— TASK GOAL —
Lines containing the word "index" are to be located and copied.

— DATA SEGMENT —
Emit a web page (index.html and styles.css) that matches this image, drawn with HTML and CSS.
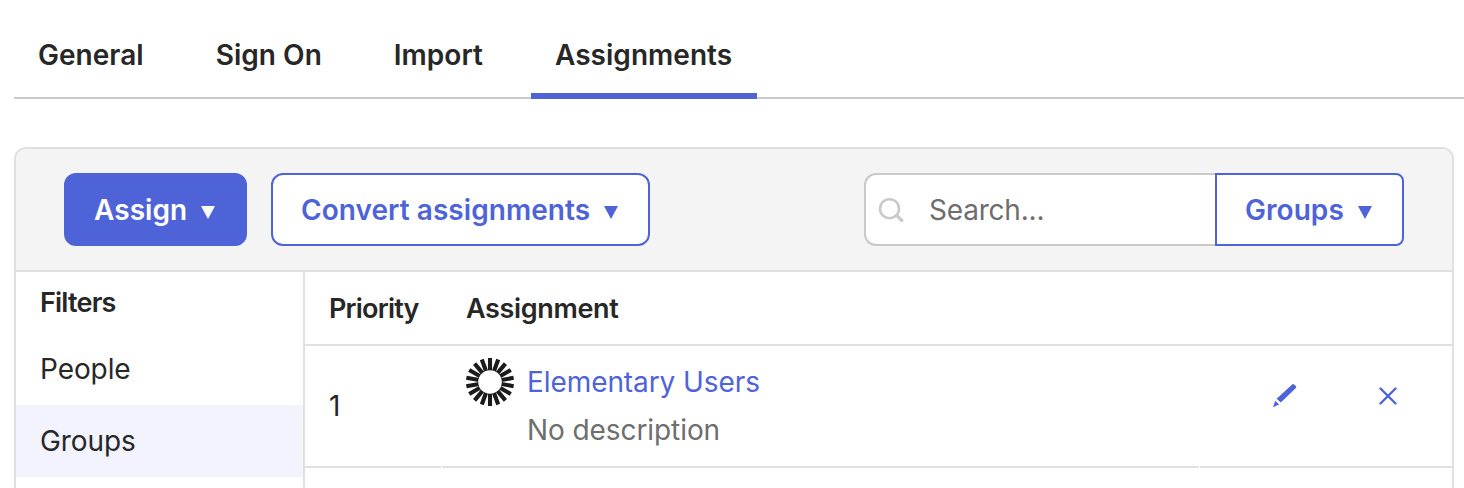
FILE: index.html
```html
<!DOCTYPE html>
<html lang="en">
<head>
  <meta charset="UTF-8">
  <title>Assignments</title>
  <meta name="viewport" content="width=device-width, initial-scale=1.0">
  <link rel="stylesheet" href="styles.css">
</head>
<body>
  <nav class="tabs">
    <a class="tab">General</a>
    <a class="tab">Sign On</a>
    <a class="tab">Import</a>
    <a class="tab active">Assignments</a>
  </nav>

  <div class="panel">
    <div class="toolbar">
      <button class="btn btn-primary">Assign <span class="caret"></span></button>
      <button class="btn btn-convert">Convert assignments <span class="caret"></span></button>
      <div class="search">
        <div class="search-field">
          <svg class="search-icon" width="26" height="26" viewBox="0 0 26 26" fill="none" stroke="#c9c9c9" stroke-linecap="round">
            <circle cx="11.5" cy="11.7" r="9.5" stroke-width="2.5"/>
            <path d="M18.5 18.3L23.8 23.5" stroke-width="3.2"/>
          </svg>
          <span>Search...</span>
        </div>
        <button class="btn btn-groups">Groups <span class="caret"></span></button>
      </div>
    </div>

    <div class="content">
      <aside class="filters">
        <h3 class="filters-title">Filters</h3>
        <a class="filter">People</a>
        <a class="filter selected">Groups</a>
      </aside>

      <div class="table">
        <div class="row row-head">
          <div class="cell cell-priority">Priority</div>
          <div class="cell cell-assignment">Assignment</div>
        </div>
        <div class="row row-item">
          <div class="cell cell-priority">1</div>
          <div class="cell cell-assignment">
            <!-- Group logo: ring of spokes -->
            <svg class="logo" width="48" height="48" viewBox="0 0 48 48" stroke="#1b1b1b" stroke-width="4.1">
              <path d="M24 0V48"/>
              <path d="M24 0V48" transform="rotate(20 24 24)"/>
              <path d="M24 0V48" transform="rotate(40 24 24)"/>
              <path d="M24 0V48" transform="rotate(60 24 24)"/>
              <path d="M24 0V48" transform="rotate(80 24 24)"/>
              <path d="M24 0V48" transform="rotate(100 24 24)"/>
              <path d="M24 0V48" transform="rotate(120 24 24)"/>
              <path d="M24 0V48" transform="rotate(140 24 24)"/>
              <path d="M24 0V48" transform="rotate(160 24 24)"/>
              <circle cx="24" cy="24" r="11.8" fill="#ffffff" stroke="none"/>
            </svg>
            <div class="group">
              <a class="group-name">Elementary Users</a>
              <span class="group-description">No description</span>
            </div>
          </div>
          <div class="cell cell-actions">
            <svg class="icon-edit" width="26" height="26" viewBox="0 0 26 26" fill="#4f63d9">
              <path d="M20.2 1.4Q21.1 0.6 22 1.4L23.9 3.1Q24.7 4 23.9 4.9L8.8 19.5L4.6 15.7Z"/>
              <path d="M3.3 17.8L7 21.6L1 24.2Z"/>
            </svg>
            <svg class="icon-remove" width="18" height="18" viewBox="0 0 18 18" fill="none" stroke="#4f63d9" stroke-width="2.4" stroke-linecap="round">
              <path d="M1.5 1.5L16.5 16.5M16.5 1.5L1.5 16.5"/>
            </svg>
          </div>
        </div>
      </div>
    </div>
  </div>
</body>
</html>
```
FILE: styles.css
```css
* {
  box-sizing: border-box;
}
body {
  margin: 0;
  color: #272727;
  background-color: #ffffff;
  font-family: Inter, "Liberation Sans", sans-serif;
  font-size: 28px;
  line-height: 36px;
  letter-spacing: -0.08px;
}
.tabs {
  display: flex;
  gap: 24px;
  height: 99px;
  margin-left: 14px;
  border-bottom: 2px solid #c9c9c9;
}
.tab {
  height: 99px;
  padding: 37px 24px 0;
  font-weight: 600;
  letter-spacing: 0.03px;
}
.tab.active {
  width: 226px;
  border-bottom: 6px solid #4f63d9;
}

/* Panel */
.panel {
  display: flex;
  flex-direction: column;
  width: 1440px;
  height: 341px;
  margin: 48px 0 0 14px;
  border: 2px solid #e0e0e0;
  border-bottom: none;
  border-radius: 12px 12px 0 0;
  overflow: hidden;
}
.toolbar {
  display: flex;
  align-items: flex-start;
  gap: 24px;
  height: 123px;
  flex-shrink: 0;
  padding: 24px 48px 0;
  background-color: #f4f4f4;
  border-bottom: 2px solid #e0e0e0;
}
.btn {
  display: flex;
  align-items: center;
  justify-content: space-between;
  height: 73px;
  padding: 0 30px 0 28px;
  background-color: #ffffff;
  color: #4f63d9;
  border: 2px solid #4f63d9;
  border-radius: 12px;
  font-family: inherit;
  font-size: 28px;
  font-weight: 600;
  letter-spacing: 0.05px;
  white-space: nowrap;
}
.btn-primary {
  width: 183px;
  background-color: #4f63d9;
  color: #ffffff;
}
.btn-convert {
  width: 379px;
}
.caret {
  margin-top: 5px;
  border-left: 7px solid transparent;
  border-right: 7px solid transparent;
  border-top: 13px solid currentColor;
}
.search {
  display: flex;
  margin-left: auto;
}
.search-field {
  display: flex;
  align-items: center;
  gap: 25px;
  width: 351px;
  height: 73px;
  padding-left: 12px;
  background-color: #ffffff;
  border: 2px solid #c9c9c9;
  border-right: none;
  border-radius: 12px 0 0 12px;
  color: #6e6e6e;
  letter-spacing: -0.2px;
}
.btn-groups {
  width: 189px;
  border-radius: 0 8px 8px 0;
}

/* Filters */
.content {
  display: flex;
  flex: 1;
  min-height: 0;
}
.filters {
  width: 289px;
  border-right: 2px solid #e0e0e0;
}
.filters-title {
  height: 61px;
  margin: 0;
  padding: 13px 24px 0;
  font-size: 27px;
  font-weight: 600;
  letter-spacing: -0.8px;
}
.filter {
  display: block;
  height: 72px;
  padding: 18px 24px;
}
.filter.selected {
  background-color: #f2f3fd;
}

/* Table */
.table {
  flex: 1;
}
.row {
  display: flex;
}
.cell {
  padding-left: 24px;
  border-bottom: 2px solid #e0e0e0;
}
.row-head {
  height: 74px;
  border-bottom: 2px solid #e0e0e0;
}
.row-head .cell {
  padding-top: 19px;
  border-bottom: none;
  font-size: 27px;
  font-weight: 600;
  letter-spacing: -0.8px;
}
.row-head .cell-assignment {
  letter-spacing: -0.35px;
}
.row-item {
  gap: 1px;
  height: 122px;
}
.cell-priority {
  width: 136px;
}
.row-head .cell-priority {
  width: 137px;
}
.row-item .cell-priority {
  padding-top: 42px;
}
.row-item .cell-assignment {
  display: flex;
  width: 757px;
  padding-top: 12px;
}
.group {
  display: flex;
  flex-direction: column;
  gap: 12px;
  margin-left: 13px;
  padding-top: 6px;
}
.group-name {
  color: #4f63d9;
}
.group-description {
  color: #6e6e6e;
}
.cell-actions {
  display: flex;
  flex: 1;
  padding: 37px 0 0 72px;
}
.icon-remove {
  margin: 4px 0 0 81px;
}
```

— FULL ANSWER —
Emit a web page (index.html and styles.css) that matches this image, drawn with HTML and CSS.
FILE: index.html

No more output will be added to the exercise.